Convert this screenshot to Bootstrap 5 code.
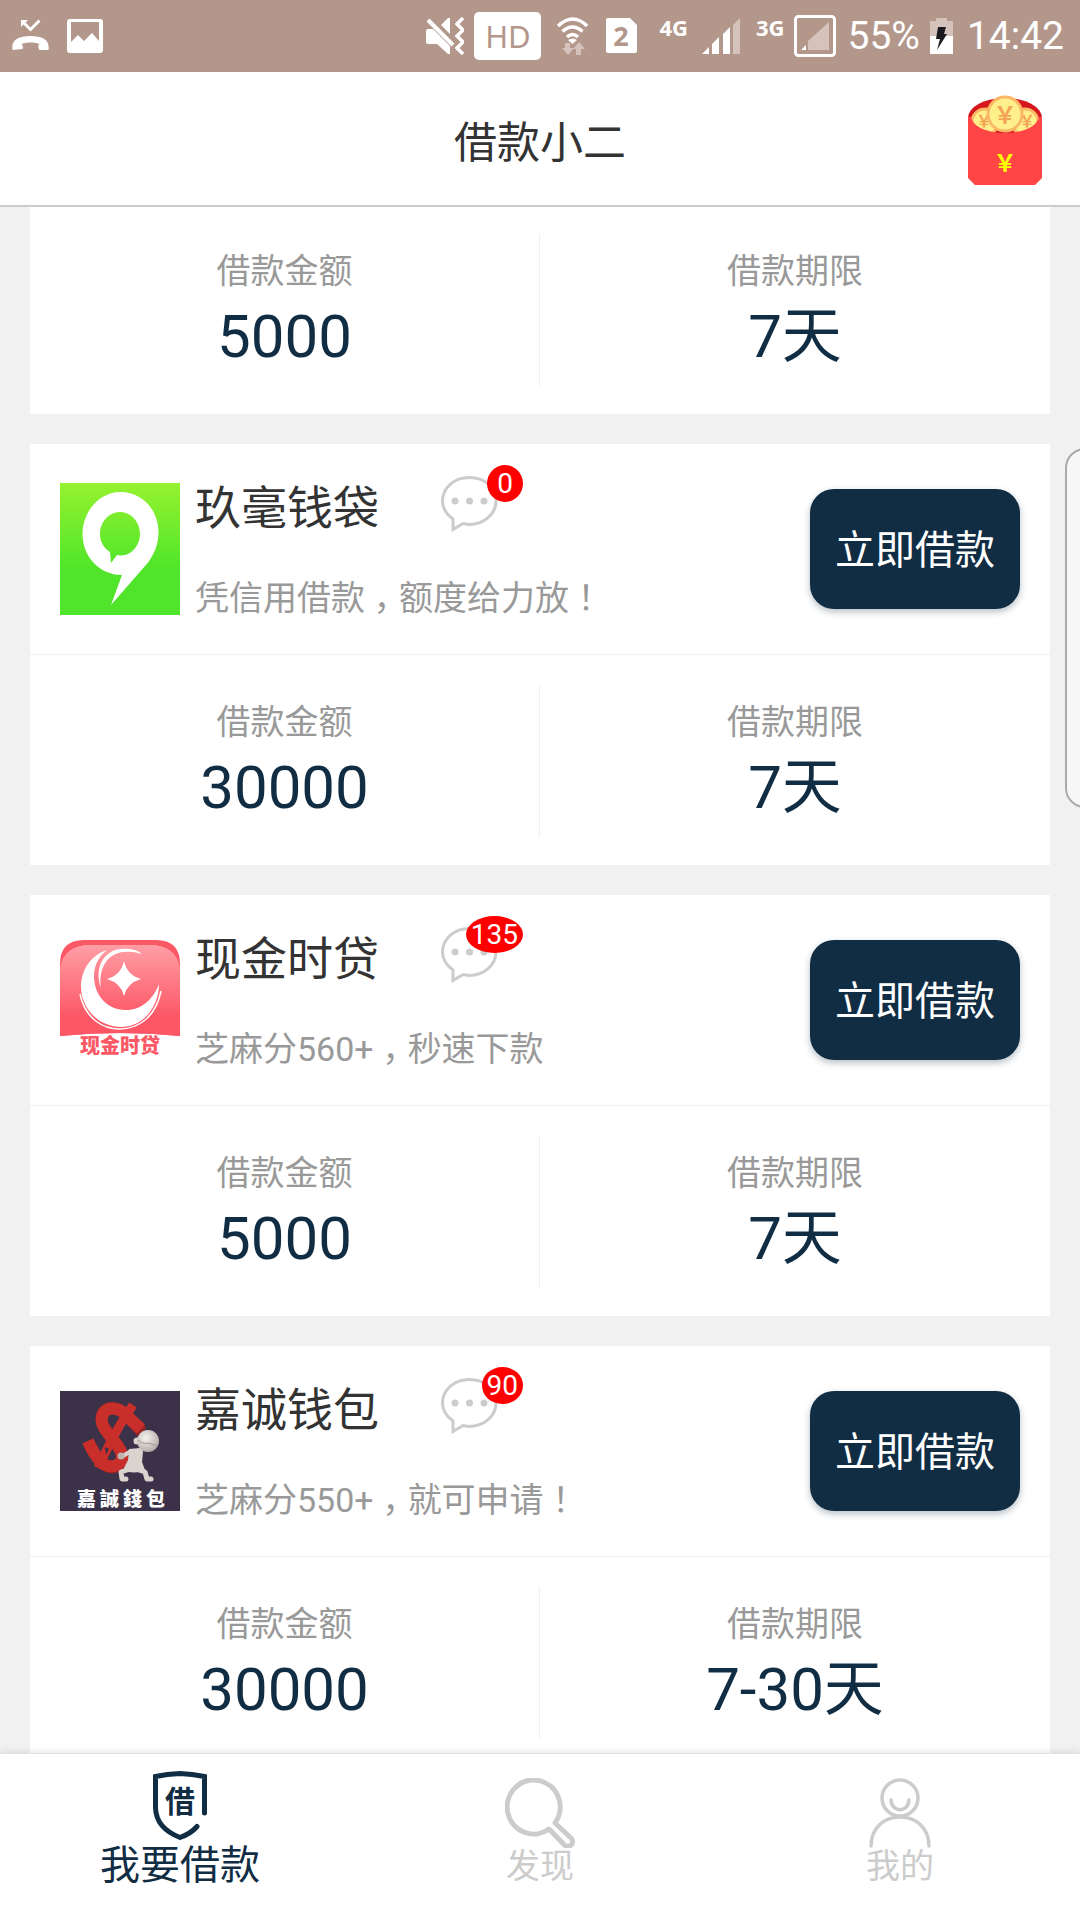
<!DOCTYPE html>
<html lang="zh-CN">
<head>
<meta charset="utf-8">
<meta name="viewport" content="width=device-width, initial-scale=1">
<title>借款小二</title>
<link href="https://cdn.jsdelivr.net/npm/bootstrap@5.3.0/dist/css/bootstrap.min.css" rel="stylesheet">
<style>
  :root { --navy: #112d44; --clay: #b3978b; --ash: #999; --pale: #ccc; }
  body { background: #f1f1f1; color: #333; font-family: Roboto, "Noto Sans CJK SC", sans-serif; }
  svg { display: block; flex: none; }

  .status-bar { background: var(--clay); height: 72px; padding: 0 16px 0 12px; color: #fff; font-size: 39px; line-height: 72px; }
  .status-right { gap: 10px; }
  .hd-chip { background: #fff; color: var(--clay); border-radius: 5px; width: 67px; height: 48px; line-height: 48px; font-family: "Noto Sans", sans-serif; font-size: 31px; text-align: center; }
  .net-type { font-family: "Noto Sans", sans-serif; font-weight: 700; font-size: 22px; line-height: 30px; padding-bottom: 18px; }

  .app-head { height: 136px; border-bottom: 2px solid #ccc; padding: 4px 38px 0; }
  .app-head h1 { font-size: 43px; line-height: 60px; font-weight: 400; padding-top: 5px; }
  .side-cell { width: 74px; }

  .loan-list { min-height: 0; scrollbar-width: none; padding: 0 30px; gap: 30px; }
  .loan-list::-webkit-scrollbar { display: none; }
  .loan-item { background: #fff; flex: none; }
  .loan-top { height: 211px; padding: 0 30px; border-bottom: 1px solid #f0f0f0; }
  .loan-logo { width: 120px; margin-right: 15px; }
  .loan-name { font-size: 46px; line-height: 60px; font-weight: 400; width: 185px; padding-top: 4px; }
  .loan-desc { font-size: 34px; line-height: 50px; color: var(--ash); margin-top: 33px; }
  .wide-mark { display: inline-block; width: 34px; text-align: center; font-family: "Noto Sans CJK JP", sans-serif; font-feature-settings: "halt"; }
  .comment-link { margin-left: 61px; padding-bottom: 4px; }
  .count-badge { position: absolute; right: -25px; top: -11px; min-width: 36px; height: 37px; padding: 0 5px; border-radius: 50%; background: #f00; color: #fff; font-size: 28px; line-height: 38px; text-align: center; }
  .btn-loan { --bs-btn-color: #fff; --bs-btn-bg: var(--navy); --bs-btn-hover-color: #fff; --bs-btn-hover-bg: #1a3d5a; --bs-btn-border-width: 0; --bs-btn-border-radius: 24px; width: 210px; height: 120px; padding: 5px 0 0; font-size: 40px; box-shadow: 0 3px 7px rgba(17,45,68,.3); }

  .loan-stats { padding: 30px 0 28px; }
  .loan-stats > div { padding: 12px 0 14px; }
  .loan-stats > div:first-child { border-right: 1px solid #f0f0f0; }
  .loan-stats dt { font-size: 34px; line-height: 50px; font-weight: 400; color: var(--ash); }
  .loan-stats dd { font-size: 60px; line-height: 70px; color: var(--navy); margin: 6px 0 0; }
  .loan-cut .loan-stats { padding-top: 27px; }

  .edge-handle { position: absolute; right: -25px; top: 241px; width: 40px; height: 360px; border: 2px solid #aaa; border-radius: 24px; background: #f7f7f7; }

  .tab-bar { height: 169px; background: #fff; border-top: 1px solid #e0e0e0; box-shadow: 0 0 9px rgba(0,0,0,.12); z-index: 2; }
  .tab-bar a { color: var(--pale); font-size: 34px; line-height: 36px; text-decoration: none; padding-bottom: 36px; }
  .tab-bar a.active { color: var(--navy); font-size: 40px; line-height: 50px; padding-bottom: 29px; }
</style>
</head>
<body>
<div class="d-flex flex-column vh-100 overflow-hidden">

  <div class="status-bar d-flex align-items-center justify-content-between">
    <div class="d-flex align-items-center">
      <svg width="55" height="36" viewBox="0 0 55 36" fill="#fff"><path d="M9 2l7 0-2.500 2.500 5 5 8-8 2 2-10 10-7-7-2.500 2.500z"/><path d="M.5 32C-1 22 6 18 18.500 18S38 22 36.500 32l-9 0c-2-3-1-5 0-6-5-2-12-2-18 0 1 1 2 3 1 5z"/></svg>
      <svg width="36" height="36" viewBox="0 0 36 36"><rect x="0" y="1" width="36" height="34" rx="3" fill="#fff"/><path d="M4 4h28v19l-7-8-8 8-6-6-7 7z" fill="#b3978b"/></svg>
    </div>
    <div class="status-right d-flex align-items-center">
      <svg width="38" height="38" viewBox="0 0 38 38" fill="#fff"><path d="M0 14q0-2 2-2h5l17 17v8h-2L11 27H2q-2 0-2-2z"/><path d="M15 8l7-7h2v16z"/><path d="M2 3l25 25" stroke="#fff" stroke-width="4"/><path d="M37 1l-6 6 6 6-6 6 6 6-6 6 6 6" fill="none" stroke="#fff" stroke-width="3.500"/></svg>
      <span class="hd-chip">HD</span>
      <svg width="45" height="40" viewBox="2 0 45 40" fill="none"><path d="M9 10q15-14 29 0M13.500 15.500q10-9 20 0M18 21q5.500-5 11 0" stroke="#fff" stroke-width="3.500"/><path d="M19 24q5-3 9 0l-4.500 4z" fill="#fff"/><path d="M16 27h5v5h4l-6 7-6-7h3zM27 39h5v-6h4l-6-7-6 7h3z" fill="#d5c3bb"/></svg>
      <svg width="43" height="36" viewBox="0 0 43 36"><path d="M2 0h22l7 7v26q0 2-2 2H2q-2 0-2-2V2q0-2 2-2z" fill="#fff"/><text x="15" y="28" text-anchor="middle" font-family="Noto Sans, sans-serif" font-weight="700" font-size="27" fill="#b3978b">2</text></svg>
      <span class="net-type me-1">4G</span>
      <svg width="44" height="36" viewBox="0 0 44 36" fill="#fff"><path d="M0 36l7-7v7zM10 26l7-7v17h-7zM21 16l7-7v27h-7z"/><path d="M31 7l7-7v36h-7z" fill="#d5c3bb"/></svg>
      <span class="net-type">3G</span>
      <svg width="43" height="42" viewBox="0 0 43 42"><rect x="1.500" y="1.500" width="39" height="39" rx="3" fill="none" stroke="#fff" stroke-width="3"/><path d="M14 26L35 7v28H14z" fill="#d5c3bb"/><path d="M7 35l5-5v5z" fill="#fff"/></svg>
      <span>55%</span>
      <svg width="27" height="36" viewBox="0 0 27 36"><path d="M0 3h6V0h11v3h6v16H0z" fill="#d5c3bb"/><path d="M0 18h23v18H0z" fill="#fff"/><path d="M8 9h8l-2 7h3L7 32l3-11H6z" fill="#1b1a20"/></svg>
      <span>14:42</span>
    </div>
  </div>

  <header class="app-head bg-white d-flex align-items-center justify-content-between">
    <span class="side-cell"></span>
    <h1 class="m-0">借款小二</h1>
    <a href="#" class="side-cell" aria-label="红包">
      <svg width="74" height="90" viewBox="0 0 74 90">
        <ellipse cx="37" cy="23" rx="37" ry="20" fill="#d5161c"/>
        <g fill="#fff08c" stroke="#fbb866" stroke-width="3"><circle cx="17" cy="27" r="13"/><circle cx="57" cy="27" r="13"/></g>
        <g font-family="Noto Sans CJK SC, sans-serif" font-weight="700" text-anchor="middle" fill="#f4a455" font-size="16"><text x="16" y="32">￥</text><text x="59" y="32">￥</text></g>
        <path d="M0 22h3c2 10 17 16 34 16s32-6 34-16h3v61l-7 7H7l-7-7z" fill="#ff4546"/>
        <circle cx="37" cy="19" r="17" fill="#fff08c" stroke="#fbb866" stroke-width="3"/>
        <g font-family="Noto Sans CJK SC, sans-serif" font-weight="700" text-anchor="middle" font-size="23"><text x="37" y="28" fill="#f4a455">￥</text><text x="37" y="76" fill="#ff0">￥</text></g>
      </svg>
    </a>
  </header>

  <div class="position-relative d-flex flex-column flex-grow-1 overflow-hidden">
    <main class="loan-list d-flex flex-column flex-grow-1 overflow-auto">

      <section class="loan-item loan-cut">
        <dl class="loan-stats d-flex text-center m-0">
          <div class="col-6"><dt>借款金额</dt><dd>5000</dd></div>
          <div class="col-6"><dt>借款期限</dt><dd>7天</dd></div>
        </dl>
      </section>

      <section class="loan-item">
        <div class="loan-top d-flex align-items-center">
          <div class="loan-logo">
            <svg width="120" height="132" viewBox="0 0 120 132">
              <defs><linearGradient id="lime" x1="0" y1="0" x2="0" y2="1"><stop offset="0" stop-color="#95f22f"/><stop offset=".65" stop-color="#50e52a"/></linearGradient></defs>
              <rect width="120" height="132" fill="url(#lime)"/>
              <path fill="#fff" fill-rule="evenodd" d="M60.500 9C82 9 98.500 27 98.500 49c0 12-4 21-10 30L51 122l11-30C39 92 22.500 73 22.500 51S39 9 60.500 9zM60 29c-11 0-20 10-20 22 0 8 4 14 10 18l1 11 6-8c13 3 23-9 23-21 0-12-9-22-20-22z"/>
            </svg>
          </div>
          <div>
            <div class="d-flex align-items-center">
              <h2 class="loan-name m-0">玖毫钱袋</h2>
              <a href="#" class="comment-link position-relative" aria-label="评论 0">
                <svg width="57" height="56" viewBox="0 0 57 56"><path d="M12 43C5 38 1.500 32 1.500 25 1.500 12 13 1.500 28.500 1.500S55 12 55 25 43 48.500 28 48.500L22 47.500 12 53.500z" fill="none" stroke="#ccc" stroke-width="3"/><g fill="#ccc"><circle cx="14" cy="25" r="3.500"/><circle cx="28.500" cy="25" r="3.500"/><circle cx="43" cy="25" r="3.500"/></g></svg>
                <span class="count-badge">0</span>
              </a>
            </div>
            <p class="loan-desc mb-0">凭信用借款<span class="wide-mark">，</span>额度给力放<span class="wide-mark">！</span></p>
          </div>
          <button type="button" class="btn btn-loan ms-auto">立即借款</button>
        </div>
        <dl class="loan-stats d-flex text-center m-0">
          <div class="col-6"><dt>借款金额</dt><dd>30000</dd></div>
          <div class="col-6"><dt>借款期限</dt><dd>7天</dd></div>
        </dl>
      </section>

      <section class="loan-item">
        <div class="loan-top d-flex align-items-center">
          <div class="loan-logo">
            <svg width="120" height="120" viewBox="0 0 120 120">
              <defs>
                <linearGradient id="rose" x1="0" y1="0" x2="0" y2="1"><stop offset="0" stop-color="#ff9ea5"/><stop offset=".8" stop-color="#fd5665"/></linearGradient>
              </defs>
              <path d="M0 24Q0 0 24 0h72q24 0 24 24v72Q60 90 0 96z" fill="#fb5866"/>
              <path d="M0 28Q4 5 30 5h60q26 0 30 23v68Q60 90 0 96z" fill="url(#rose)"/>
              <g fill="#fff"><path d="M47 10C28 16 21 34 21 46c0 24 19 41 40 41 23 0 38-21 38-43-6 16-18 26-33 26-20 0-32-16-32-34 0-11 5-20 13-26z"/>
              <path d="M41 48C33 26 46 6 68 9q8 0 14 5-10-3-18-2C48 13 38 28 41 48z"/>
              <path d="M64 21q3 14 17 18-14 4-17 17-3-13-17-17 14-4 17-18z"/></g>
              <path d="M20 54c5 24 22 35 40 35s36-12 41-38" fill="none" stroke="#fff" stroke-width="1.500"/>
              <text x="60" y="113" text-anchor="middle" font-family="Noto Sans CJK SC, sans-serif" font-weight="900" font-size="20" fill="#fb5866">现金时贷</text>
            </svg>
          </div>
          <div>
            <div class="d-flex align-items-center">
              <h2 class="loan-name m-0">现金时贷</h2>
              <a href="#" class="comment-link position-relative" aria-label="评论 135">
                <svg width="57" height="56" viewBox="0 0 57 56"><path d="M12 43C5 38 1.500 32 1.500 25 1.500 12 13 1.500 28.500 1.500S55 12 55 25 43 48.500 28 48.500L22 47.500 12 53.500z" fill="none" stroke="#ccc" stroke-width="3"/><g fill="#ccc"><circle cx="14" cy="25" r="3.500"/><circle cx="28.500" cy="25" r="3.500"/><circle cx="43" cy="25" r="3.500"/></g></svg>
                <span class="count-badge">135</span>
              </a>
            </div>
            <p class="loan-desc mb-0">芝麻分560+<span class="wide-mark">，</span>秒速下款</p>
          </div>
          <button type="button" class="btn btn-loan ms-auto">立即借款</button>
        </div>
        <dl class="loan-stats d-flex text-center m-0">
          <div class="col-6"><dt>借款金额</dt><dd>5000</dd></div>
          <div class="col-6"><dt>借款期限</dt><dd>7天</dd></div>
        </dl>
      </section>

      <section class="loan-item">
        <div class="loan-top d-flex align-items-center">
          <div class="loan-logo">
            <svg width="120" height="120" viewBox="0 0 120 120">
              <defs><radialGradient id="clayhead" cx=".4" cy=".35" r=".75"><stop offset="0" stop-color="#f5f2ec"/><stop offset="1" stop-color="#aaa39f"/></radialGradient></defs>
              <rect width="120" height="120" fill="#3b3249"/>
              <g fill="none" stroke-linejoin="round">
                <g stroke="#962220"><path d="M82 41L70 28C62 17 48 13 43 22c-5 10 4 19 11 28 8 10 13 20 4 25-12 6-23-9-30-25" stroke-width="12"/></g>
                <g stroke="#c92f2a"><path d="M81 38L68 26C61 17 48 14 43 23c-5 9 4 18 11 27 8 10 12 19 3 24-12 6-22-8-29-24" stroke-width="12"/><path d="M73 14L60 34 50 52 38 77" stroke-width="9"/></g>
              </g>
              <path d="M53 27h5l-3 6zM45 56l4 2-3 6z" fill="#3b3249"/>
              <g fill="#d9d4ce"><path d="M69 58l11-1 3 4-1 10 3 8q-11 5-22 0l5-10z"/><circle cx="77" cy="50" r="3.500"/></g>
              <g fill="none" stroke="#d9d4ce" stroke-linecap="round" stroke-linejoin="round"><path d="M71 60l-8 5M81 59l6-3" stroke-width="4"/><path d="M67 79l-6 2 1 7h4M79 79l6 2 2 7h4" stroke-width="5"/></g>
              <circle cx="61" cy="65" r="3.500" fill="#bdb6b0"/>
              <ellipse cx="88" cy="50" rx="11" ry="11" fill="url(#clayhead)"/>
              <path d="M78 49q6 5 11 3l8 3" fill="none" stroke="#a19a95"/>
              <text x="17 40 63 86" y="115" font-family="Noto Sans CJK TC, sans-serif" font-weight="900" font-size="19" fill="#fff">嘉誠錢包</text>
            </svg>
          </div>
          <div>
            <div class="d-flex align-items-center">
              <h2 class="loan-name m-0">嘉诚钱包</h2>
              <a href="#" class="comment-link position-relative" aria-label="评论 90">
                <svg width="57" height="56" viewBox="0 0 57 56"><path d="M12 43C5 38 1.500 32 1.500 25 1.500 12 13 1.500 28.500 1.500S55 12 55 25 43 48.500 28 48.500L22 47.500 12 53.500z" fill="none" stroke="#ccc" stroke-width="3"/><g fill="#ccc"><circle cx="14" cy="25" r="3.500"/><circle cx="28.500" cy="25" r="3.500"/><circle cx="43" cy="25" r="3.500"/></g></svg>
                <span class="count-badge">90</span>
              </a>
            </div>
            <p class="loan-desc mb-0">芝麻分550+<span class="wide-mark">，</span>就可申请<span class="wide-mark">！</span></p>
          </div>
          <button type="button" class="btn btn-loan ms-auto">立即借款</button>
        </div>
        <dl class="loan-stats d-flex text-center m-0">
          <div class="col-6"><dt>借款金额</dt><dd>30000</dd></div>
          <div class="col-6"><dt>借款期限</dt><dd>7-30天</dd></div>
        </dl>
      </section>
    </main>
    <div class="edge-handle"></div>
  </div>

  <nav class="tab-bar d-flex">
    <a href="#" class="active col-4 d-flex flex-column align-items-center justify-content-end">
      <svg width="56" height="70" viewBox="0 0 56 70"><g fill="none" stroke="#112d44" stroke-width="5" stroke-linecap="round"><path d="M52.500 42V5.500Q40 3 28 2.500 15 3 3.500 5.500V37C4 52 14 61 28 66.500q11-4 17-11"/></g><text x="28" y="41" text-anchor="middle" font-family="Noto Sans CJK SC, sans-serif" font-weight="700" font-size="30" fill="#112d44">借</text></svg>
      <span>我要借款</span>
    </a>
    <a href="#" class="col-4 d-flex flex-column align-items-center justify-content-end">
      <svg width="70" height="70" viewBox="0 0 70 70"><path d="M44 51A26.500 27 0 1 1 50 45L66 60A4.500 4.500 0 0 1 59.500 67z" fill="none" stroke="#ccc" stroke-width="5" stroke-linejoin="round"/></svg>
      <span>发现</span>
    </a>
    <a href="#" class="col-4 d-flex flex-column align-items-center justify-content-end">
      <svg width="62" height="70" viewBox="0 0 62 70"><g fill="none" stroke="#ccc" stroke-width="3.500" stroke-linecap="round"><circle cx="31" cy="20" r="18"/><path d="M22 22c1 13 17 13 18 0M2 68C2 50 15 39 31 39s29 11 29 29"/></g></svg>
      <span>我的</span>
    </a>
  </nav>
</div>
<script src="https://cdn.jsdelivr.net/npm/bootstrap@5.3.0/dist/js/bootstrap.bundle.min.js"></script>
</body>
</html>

--

▶ Required task: Restate the material word for word from its first line through the line containing "block; flex: none;", both included; the pictures do not belong in it.

▶ Expected answer:
Convert this screenshot to Bootstrap 5 code.
<!DOCTYPE html>
<html lang="zh-CN">
<head>
<meta charset="utf-8">
<meta name="viewport" content="width=device-width, initial-scale=1">
<title>借款小二</title>
<link href="https://cdn.jsdelivr.net/npm/bootstrap@5.3.0/dist/css/bootstrap.min.css" rel="stylesheet">
<style>
  :root { --navy: #112d44; --clay: #b3978b; --ash: #999; --pale: #ccc; }
  body { background: #f1f1f1; color: #333; font-family: Roboto, "Noto Sans CJK SC", sans-serif; }
  svg { display: block; flex: none; }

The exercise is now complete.